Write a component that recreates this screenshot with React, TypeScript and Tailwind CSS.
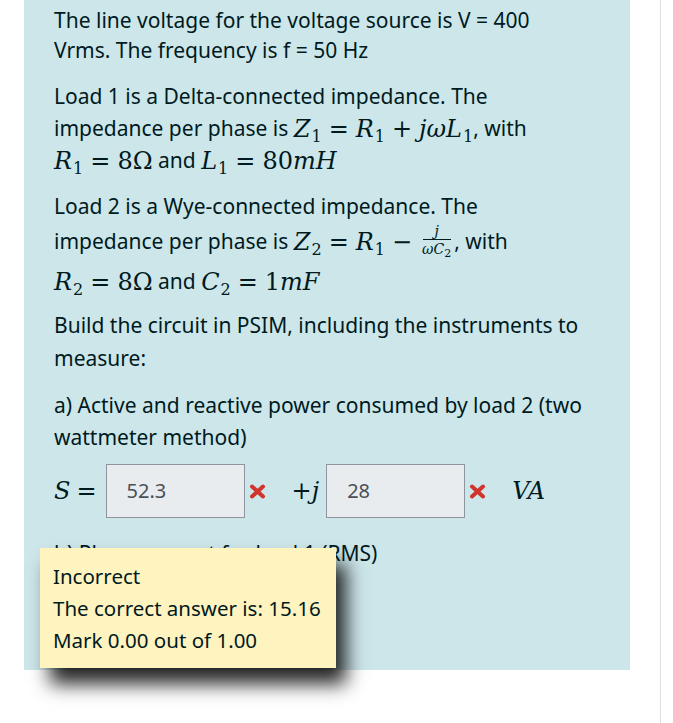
import React from "react";

const txt = "font-['Segoe_UI','Noto_Sans',sans-serif]";
const mathCls = "font-['DejaVu_Serif','Liberation_Serif',serif] text-[24px] leading-none";

function I({ children }: { children: React.ReactNode }) {
  return <span className="italic">{children}</span>;
}

function Sub({ children }: { children: React.ReactNode }) {
  return <span className="relative top-[5px] ml-[1px] text-[16px] not-italic">{children}</span>;
}

function Op({ children }: { children: React.ReactNode }) {
  return <span className="mx-[7px] not-italic">{children}</span>;
}

function M({ children }: { children: React.ReactNode }) {
  return <span className={mathCls}>{children}</span>;
}

function WrongIcon() {
  return (
    <svg className="mx-[4px] h-[15px] w-[17px] shrink-0" viewBox="0 0 17 15">
      <path d="M3 2.5 L14 12.5 M14 2.5 L3 12.5" stroke="#d0342c" strokeWidth="4" strokeLinecap="round" />
    </svg>
  );
}

function AnswerBox({ value }: { value: string }) {
  return (
    <div className="flex h-[54px] w-[139px] items-center border border-[#8f959e] bg-[#e9ecef] px-[20px] text-[20px] text-[#495057]">
      {value}
    </div>
  );
}

export default function App() {
  return (
    <div className={`relative h-[723px] w-[673px] overflow-hidden bg-white ${txt}`}>
      <div className="h-[723px] w-[661px] border-r border-[#dee2e6] pl-[24px] pr-[30px]">
        <div className="h-[670px] bg-[#cde6ea] px-[30px] pt-[5px] text-[21px] text-[#001a1e]">
          <div className="leading-[30px]">
            <div>The line voltage for the voltage source is V = 400</div>
            <div>Vrms. The frequency is f = 50 Hz</div>
          </div>

          <div className="mt-[16px]">
            <div className="leading-[30px]">Load 1 is a Delta-connected impedance. The</div>
            <div className="flex h-[36px] items-center whitespace-nowrap">
              <span>impedance per phase is&nbsp;</span>
              <M>
                <I>Z</I>
                <Sub>1</Sub>
                <Op>=</Op>
                <I>R</I>
                <Sub>1</Sub>
                <Op>+</Op>
                <I>jωL</I>
                <Sub>1</Sub>
              </M>
              <span>, with</span>
            </div>
            <div className="flex h-[28px] items-center whitespace-nowrap">
              <M>
                <I>R</I>
                <Sub>1</Sub>
                <Op>=</Op>8Ω
              </M>
              <span>&nbsp;and&nbsp;</span>
              <M>
                <I>L</I>
                <Sub>1</Sub>
                <Op>=</Op>80<I>mH</I>
              </M>
            </div>
          </div>

          <div className="mt-[16px]">
            <div className="leading-[30px]">Load 2 is a Wye-connected impedance. The</div>
            <div className="flex h-[42px] items-center whitespace-nowrap">
              <span>impedance per phase is&nbsp;</span>
              <M>
                <I>Z</I>
                <Sub>2</Sub>
                <Op>=</Op>
                <I>R</I>
                <Sub>1</Sub>
                <Op>−</Op>
              </M>
              <span className="mx-[3px] inline-flex flex-col items-center font-['DejaVu_Serif',serif]">
                <span className="text-[14px] italic leading-[15px]">j</span>
                <span className="h-px w-[28px] bg-[#001a1e]" />
                <span className="text-[14px] italic leading-[18px]">
                  ωC<span className="relative top-[3px] text-[11px] not-italic">2</span>
                </span>
              </span>
              <span>, with</span>
            </div>
            <div className="flex h-[38px] items-center whitespace-nowrap">
              <M>
                <I>R</I>
                <Sub>2</Sub>
                <Op>=</Op>8Ω
              </M>
              <span>&nbsp;and&nbsp;</span>
              <M>
                <I>C</I>
                <Sub>2</Sub>
                <Op>=</Op>1<I>mF</I>
              </M>
            </div>
          </div>

          <div className="mt-[8px] leading-[33px]">
            <div>Build the circuit in PSIM, including the instruments to</div>
            <div>measure:</div>
          </div>

          <div className="mt-[14px] leading-[32px]">
            <div>a) Active and reactive power consumed by load 2 (two</div>
            <div>wattmeter method)</div>
          </div>

          <div className="mt-[11px] flex h-[54px] items-center">
            <span className={`${mathCls} italic`}>S</span>
            <span className={`${mathCls} ml-[6px] mr-[9px]`}>=</span>
            <AnswerBox value="52.3" />
            <WrongIcon />
            <span className={`${mathCls} ml-[22px] mr-[7px]`}>
              +<I>j</I>
            </span>
            <AnswerBox value="28" />
            <WrongIcon />
            <span className={`${mathCls} ml-[22px] italic`}>VA</span>
          </div>

          <div className="mt-[20px] leading-[30px]">b) Phase current for load 1 (RMS)</div>
        </div>
      </div>
      <div className="absolute left-[40px] top-[548px] w-[296px] whitespace-nowrap bg-[#fff3bf] px-[13px] py-[12px] text-[20.5px] leading-[32px] text-[#001a1e] shadow-[10px_16px_18px_rgba(0,0,0,0.85)]">
        <div>Incorrect</div>
        <div>The correct answer is: 15.16</div>
        <div>Mark 0.00 out of 1.00</div>
      </div>
    </div>
  );
}
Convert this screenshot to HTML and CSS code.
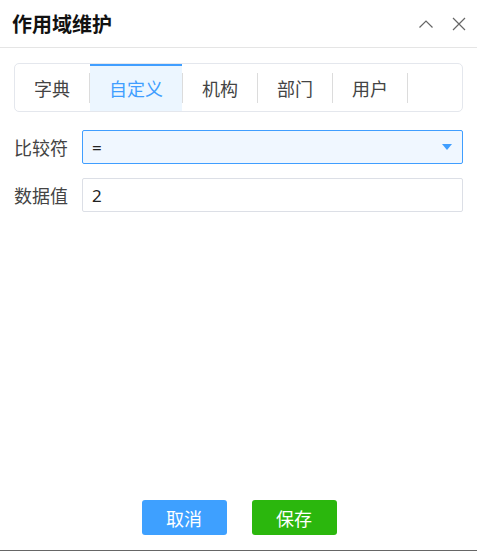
FILE: index.html
```html
<!DOCTYPE html>
<html lang="zh">
<head>
<meta charset="utf-8">
<title>作用域维护</title>
<link rel="stylesheet" href="styles.css">
</head>
<body>
<div class="dialog">
  <div class="header">
    <div class="title">作用域维护</div>
    <div class="tools">
      <svg class="icon" width="16" height="16" viewBox="0 0 16 16"><path d="M1.5 11.5 L8 5 L14.5 11.5" fill="none" stroke="#666" stroke-width="1.2"/></svg>
      <svg class="icon" width="16" height="16" viewBox="0 0 16 16"><path d="M2 2 L14 14 M14 2 L2 14" fill="none" stroke="#666" stroke-width="1.2"/></svg>
    </div>
  </div>
  <div class="body">
    <div class="tabs">
      <div class="tab">字典</div><span class="sep"></span>
      <div class="tab active">自定义</div><span class="sep"></span>
      <div class="tab">机构</div><span class="sep"></span>
      <div class="tab">部门</div><span class="sep"></span>
      <div class="tab">用户</div><span class="sep"></span>
    </div>
    <div class="form">
      <div class="row">
        <div class="label">比较符</div>
        <div class="field select"><span>=</span><span class="arrow"></span></div>
      </div>
      <div class="row">
        <div class="label">数据值</div>
        <div class="field"><span>2</span></div>
      </div>
    </div>
  </div>
  <div class="footer">
    <button class="btn cancel">取消</button>
    <button class="btn save">保存</button>
  </div>
</div>
</body>
</html>
```
FILE: styles.css
```css
* { box-sizing: border-box; }
html, body { margin: 0; padding: 0; }
body {
  font-family: "Noto Sans CJK SC", "Noto Sans", sans-serif;
  background: #fff;
  color: #333;
}
.dialog {
  width: 477px;
  height: 551px;
  display: flex;
  flex-direction: column;
  border-bottom: 1px solid #666;
  background: #fff;
}
.header {
  height: 48px;
  border-bottom: 1px solid #e5e5e5;
  display: flex;
  align-items: center;
  justify-content: space-between;
  padding: 0 10px 0 12px;
}
.title {
  font-size: 20px;
  font-weight: bold;
  color: #111;
  line-height: 1;
}
.tools {
  display: flex;
  gap: 17px;
  align-items: center;
}
.icon { display: block; }
.body {
  flex: 1;
  padding: 15px 14px 0 14px;
}
.tabs {
  height: 49px;
  border: 1px solid #e4e7ed;
  border-radius: 5px;
  display: flex;
  align-items: stretch;
}
.tab {
  padding: 0 19px;
  font-size: 18px;
  color: #444;
  display: flex;
  align-items: center;
  line-height: 1;
}
.tab.active {
  background: #ecf6ff;
  color: #409eff;
  border-top: 2px solid #409eff;
  padding-bottom: 2px;
}
.sep {
  width: 1px;
  height: 30px;
  align-self: center;
  background: #dcdcdc;
}
.form {
  margin-top: 18px;
  display: flex;
  flex-direction: column;
  gap: 14px;
}
.row {
  display: flex;
  align-items: center;
  gap: 14px;
}
.label {
  width: 54px;
  font-size: 18px;
  color: #444;
  white-space: nowrap;
}
.field {
  flex: 1;
  height: 34px;
  border: 1px solid #dcdfe6;
  border-radius: 2px;
  display: flex;
  align-items: center;
  justify-content: space-between;
  padding: 0 10px 0 9px;
  font-size: 17px;
  color: #222;
  font-family: "Noto Sans", sans-serif;
}
.select {
  border-color: #409eff;
  background: #f0f7ff;
}
.arrow {
  width: 0;
  height: 0;
  border-left: 5px solid transparent;
  border-right: 5px solid transparent;
  border-top: 6px solid #409eff;
}
.footer {
  display: flex;
  justify-content: center;
  gap: 25px;
  padding: 0 0 15px 1px;
}
.btn {
  width: 85px;
  height: 35px;
  border: none;
  border-radius: 3px;
  color: #fff;
  font-size: 18px;
  font-family: "Noto Sans CJK SC", sans-serif;
  padding: 0;
  line-height: 1;
}
.cancel { background: #3ea0ff; }
.save { background: #2bb70d; }
```
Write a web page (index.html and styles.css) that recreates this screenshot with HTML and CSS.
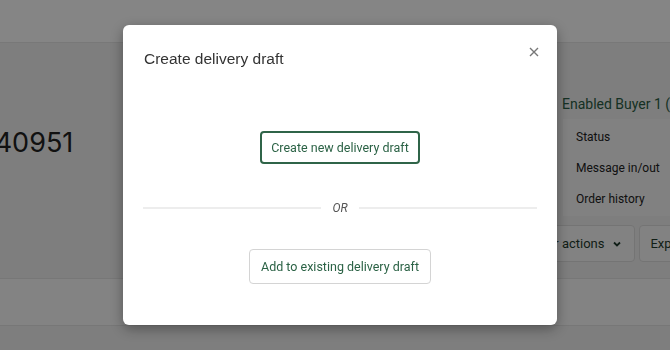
FILE: index.html
```html
<!DOCTYPE html>
<html lang="en">

<head>
    <meta charset="UTF-8">
    <meta name="viewport" content="width=device-width, initial-scale=1.0">
    <title>Create delivery draft</title>
    <link rel="stylesheet" href="styles.css">
</head>

<body>
    <div class="topbar"></div>

    <div class="main">
        <div class="order-col">
            <div class="order-no">340951</div>
        </div>
        <div class="side-col">
            <div class="buyer">Enabled Buyer 1 (Test)</div>
            <ul class="side-menu">
                <li>Status</li>
                <li>Message in/out</li>
                <li>Order history</li>
            </ul>
            <div class="side-actions">
                <button class="ghost-btn">Other actions
                    <svg width="10" height="10" viewBox="0 0 10 10"><path d="M2 3.5 L5 6.5 L8 3.5" fill="none" stroke="#1f3a2c" stroke-width="1.8"/></svg>
                </button>
                <button class="ghost-btn export">Export</button>
            </div>
        </div>
    </div>

    <div class="band"></div>

    <div class="overlay">
        <div class="modal">
            <div class="modal-header">
                <h3>Create delivery draft</h3>
                <button class="close-btn" aria-label="Close">
                    <svg width="10" height="10" viewBox="0 0 10 10"><path d="M1 1 L9 9 M9 1 L1 9" stroke="#777" stroke-width="1.4"/></svg>
                </button>
            </div>
            <div class="modal-body">
                <button class="btn btn-primary">Create new delivery draft</button>
                <div class="divider"><span>OR</span></div>
                <button class="btn btn-secondary">Add to existing delivery draft</button>
            </div>
        </div>
    </div>
</body>

</html>
```

FILE: styles.css
```css
body {
    margin: 0;
    font-family: 'Roboto', 'Liberation Sans', sans-serif;
    background-color: #f2f2f2;
    height: 350px;
    overflow: hidden;
}

.topbar {
    height: 42px;
    background-color: #ffffff;
    border-bottom: 1px solid #e6e6e6;
}

.main {
    display: flex;
    height: 235px;
    background-color: #f1f1f1;
    border-bottom: 1px solid #e4e4e4;
}

.order-col {
    flex: none;
    width: 562px;
    overflow: hidden;
}

.order-no {
    margin: 83px 0 0 -22px;
    font-family: 'Inter', sans-serif;
    font-size: 27px;
    color: #222;
}

.side-col {
    flex: none;
    width: 300px;
}

.buyer {
    margin-top: 52px;
    font-size: 14px;
    color: #2b5e44;
    line-height: 18px;
}

.side-menu {
    list-style: none;
    margin: 6px 0 0 1px;
    padding: 3px 13px 7px;
    background-color: #f8f8f8;
    height: 87px;
}

.side-menu li {
    font-family: 'Roboto', sans-serif;
    font-size: 12px;
    color: #222;
    line-height: 31px;
}

.side-actions {
    display: flex;
    gap: 4px;
    margin: 9px 0 0 -48px;
}

.ghost-btn {
    display: flex;
    align-items: center;
    gap: 8px;
    height: 37px;
    padding: 0 12px;
    background-color: #fafafa;
    border: 1px solid #dedede;
    border-radius: 4px;
    font-family: 'Roboto', sans-serif;
    font-size: 13px;
    color: #1f3a2c;
}

.ghost-btn.export {
    padding-left: 10px;
}

.band {
    height: 46px;
    background-color: #fbfbfb;
    border-bottom: 1px solid #e4e4e4;
}

.overlay {
    position: fixed;
    inset: 0;
    background-color: rgba(0, 0, 0, 0.48);
    padding: 25px 0 0 123px;
}

.modal {
    width: 434px;
    height: 300px;
    box-sizing: border-box;
    background-color: #ffffff;
    border-radius: 6px;
    box-shadow: 0 4px 14px rgba(0, 0, 0, 0.35);
    padding: 0 20px;
}

.modal-header {
    display: flex;
    justify-content: space-between;
    align-items: flex-start;
    padding: 21px 0 0 1px;
}

.modal-header h3 {
    margin: 0;
    padding-top: 2px;
    font-family: 'Liberation Sans', sans-serif;
    font-weight: normal;
    font-size: 15.5px;
    line-height: 22px;
    color: #333;
}

.close-btn {
    margin: 1px -2px 0 0;
    padding: 0;
    border: none;
    background: none;
    display: flex;
}

.modal-body {
    display: flex;
    flex-direction: column;
    align-items: center;
    padding-top: 61px;
}

.btn {
    font-family: 'Roboto', sans-serif;
    font-size: 12.5px;
    color: #2b6245;
    background-color: #ffffff;
    border-radius: 4px;
}

.btn-primary {
    height: 33px;
    padding: 0 9px;
    border: 2px solid #2f6448;
}

.btn-secondary {
    height: 35px;
    padding: 0 11px;
    border: 1px solid #d4d4d4;
}

.divider {
    display: flex;
    align-items: center;
    gap: 11px;
    align-self: stretch;
    height: 16px;
    margin: 36px 0 33px;
}

.divider::before,
.divider::after {
    content: "";
    flex: 1;
    height: 2px;
    background-color: #ededed;
}

.divider span {
    font-size: 12px;
    font-style: italic;
    color: #555;
}
```
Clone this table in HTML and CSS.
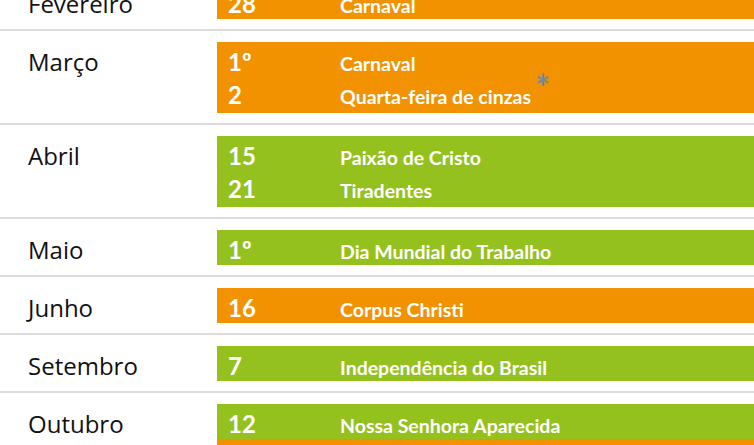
FILE: index.html
```html
<!DOCTYPE html>
<html lang="pt-BR">
<head>
<meta charset="utf-8">
<title>Feriados</title>
<link rel="stylesheet" href="styles.css">
</head>
<body>
<div class="table">
  <div class="row">
    <div class="month">Fevereiro</div>
    <div class="bar">
      <div class="entry orange"><span class="day">28</span><span class="name">Carnaval</span></div>
    </div>
  </div>
  <div class="row">
    <div class="month">Março</div>
    <div class="bar">
      <div class="entry orange"><span class="day">1º</span><span class="name">Carnaval</span></div>
      <div class="entry orange"><span class="day">2</span><span class="name">Quarta-feira de cinzas<sup class="star">*</sup></span></div>
    </div>
  </div>
  <div class="row">
    <div class="month">Abril</div>
    <div class="bar">
      <div class="entry green"><span class="day">15</span><span class="name">Paixão de Cristo</span></div>
      <div class="entry green"><span class="day">21</span><span class="name">Tiradentes</span></div>
    </div>
  </div>
  <div class="row">
    <div class="month">Maio</div>
    <div class="bar">
      <div class="entry green"><span class="day">1º</span><span class="name">Dia Mundial do Trabalho</span></div>
    </div>
  </div>
  <div class="row">
    <div class="month">Junho</div>
    <div class="bar">
      <div class="entry orange"><span class="day">16</span><span class="name">Corpus Christi</span></div>
    </div>
  </div>
  <div class="row">
    <div class="month">Setembro</div>
    <div class="bar">
      <div class="entry green"><span class="day">7</span><span class="name">Independência do Brasil</span></div>
    </div>
  </div>
  <div class="row">
    <div class="month">Outubro</div>
    <div class="bar">
      <div class="entry green"><span class="day">12</span><span class="name">Nossa Senhora Aparecida</span></div>
      <div class="entry orange"><span class="day">15</span><span class="name">Dia do Professor</span></div>
    </div>
  </div>
</div>
</body>
</html>
```
FILE: styles.css
```css
html, body {
  margin: 0;
  padding: 0;
  background: #fff;
  overflow: hidden;
}
.table {
  margin-top: -27px;
  width: 754px;
}
.row {
  display: flex;
  align-items: flex-start;
  padding: 11px 0 10px;
  border-bottom: 2px solid #dcdcdc;
}
.month {
  width: 189px;
  height: 33px;
  padding-left: 28px;
  padding-top: 2px;
  font-family: "Open Sans", sans-serif;
  font-size: 24px;
  line-height: 35px;
  color: #111;
  flex: none;
}
.bar {
  flex: 1;
  display: flex;
  flex-direction: column;
}
.entry {
  display: flex;
  align-items: flex-start;
  height: 33px;
  overflow: visible;
  color: #fff;
  font-family: "Lato", sans-serif;
  font-weight: bold;
}
.entry:first-child {
  padding-top: 2px;
}
.entry + .entry {
  padding-bottom: 3px;
}
.orange { background: #f29200; }
.green { background: #95c11f; }
.day {
  width: 112px;
  padding-left: 11px;
  font-size: 24px;
  line-height: 35px;
  flex: none;
}
.name {
  font-size: 19.5px;
  line-height: 39px;
  white-space: nowrap;
}
.star {
  font-family: "Lato", sans-serif;
  font-weight: bold;
  color: #7b8794;
  font-size: 36px;
  line-height: 0;
  vertical-align: 3px;
  margin-left: 4px;
}
```
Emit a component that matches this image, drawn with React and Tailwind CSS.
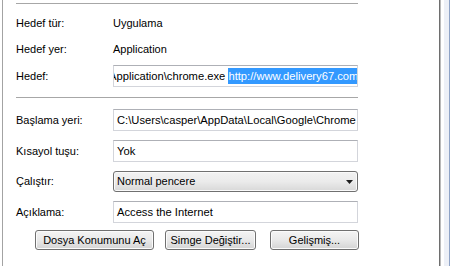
export default function App() {
  const font = { fontFamily: '"Liberation Sans", Arial, sans-serif' }
  const input = 'h-[22px] w-[245px] border border-[#d3d5db] border-t-[#aeb0b6] bg-white flex items-center px-[3px] overflow-hidden whitespace-nowrap text-[11.2px] text-black'
  const btn = 'h-[20px] flex items-center justify-center rounded-[3px] border border-[#707070] bg-gradient-to-b from-[#f4f4f4] via-[#e9e9e9] to-[#d4d4d4] text-[11px] text-black shadow-[inset_0_0_0_1px_#fbfbfb]'

  return (
    <div className="w-[450px] h-[266px] bg-white flex overflow-hidden" style={font}>
      {/* main panel */}
      <div className="w-[439px] h-full pl-[2px]">
        <div className="h-full border-l border-[#a3a3a3] pl-[13px] pt-[3px] flex flex-col">
          <div className="w-[342px] h-px bg-[#a7a7a7]" />

          <div className="mt-[8px] h-[22px] flex items-center text-[11px] text-black">
            <span className="w-[97px]">Hedef tür:</span>
            <span>Uygulama</span>
          </div>
          <div className="mt-[4px] h-[22px] flex items-center text-[11px] text-black">
            <span className="w-[97px]">Hedef yer:</span>
            <span>Application</span>
          </div>
          <div className="mt-[5px] flex items-center text-[11px]">
            <span className="w-[97px]">Hedef:</span>
            <div className={input + ' pl-0'}>
              <span className="-ml-[5px]">Application\chrome.exe&nbsp;</span>
              <span className="bg-[#3399ff] text-white">http://www.delivery67.com</span>
            </div>
          </div>

          <div className="mt-[10px] w-[342px] h-px bg-[#a7a7a7]" />

          <div className="mt-[11px] flex items-center text-[11px]">
            <span className="w-[97px]">Başlama yeri:</span>
            <div className={input}>C:\Users\casper\AppData\Local\Google\Chrome</div>
          </div>
          <div className="mt-[9px] flex items-center text-[11px]">
            <span className="w-[97px]">Kısayol tuşu:</span>
            <div className={input}>Yok</div>
          </div>
          <div className="mt-[9px] flex items-center text-[11px]">
            <span className="w-[97px]">Çalıştır:</span>
            <div className="h-[21px] w-[245px] rounded-[3px] border border-[#707070] bg-gradient-to-b from-[#f2f2f2] via-[#ebebeb] to-[#d8d8d8] flex items-center justify-between pl-[3px] pr-[4px] shadow-[inset_0_0_0_1px_#fafafa]">
              <span>Normal pencere</span>
              <svg width="7" height="4" viewBox="0 0 7 4">
                <path d="M0 0h7L3.5 4z" fill="#1e1e1e" />
              </svg>
            </div>
          </div>
          <div className="mt-[9px] flex items-center text-[11px]">
            <span className="w-[97px]">Açıklama:</span>
            <div className={input}>Access the Internet</div>
          </div>

          <div className="mt-[7px] flex">
            <div className={btn + ' ml-[19px] w-[119px]'}>Dosya Konumunu Aç</div>
            <div className={btn + ' ml-[11px] w-[91px]'}>Simge Değiştir...</div>
            <div className={btn + ' ml-[14px] w-[89px]'}>Gelişmiş...</div>
          </div>
        </div>
      </div>

      {/* right frame edge */}
      <div className="w-px h-full bg-[#6e6e6e]" />
      <div className="w-px h-full bg-[#b9b9b9]" />
      <div className="w-[3px] h-full bg-white" />
      <div className="w-[5px] h-full bg-[#edf0f7]" />
      <div className="w-px h-full bg-[#8fa3c6]" />
    </div>
  )
}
########
▸ Exercise description: For each line of the entries that includes "component", show that line.

▸ Written answer:
Write a component that recreates this screenshot with React, TypeScript and Tailwind CSS.
Emit a component that matches this image, drawn with React and Tailwind CSS.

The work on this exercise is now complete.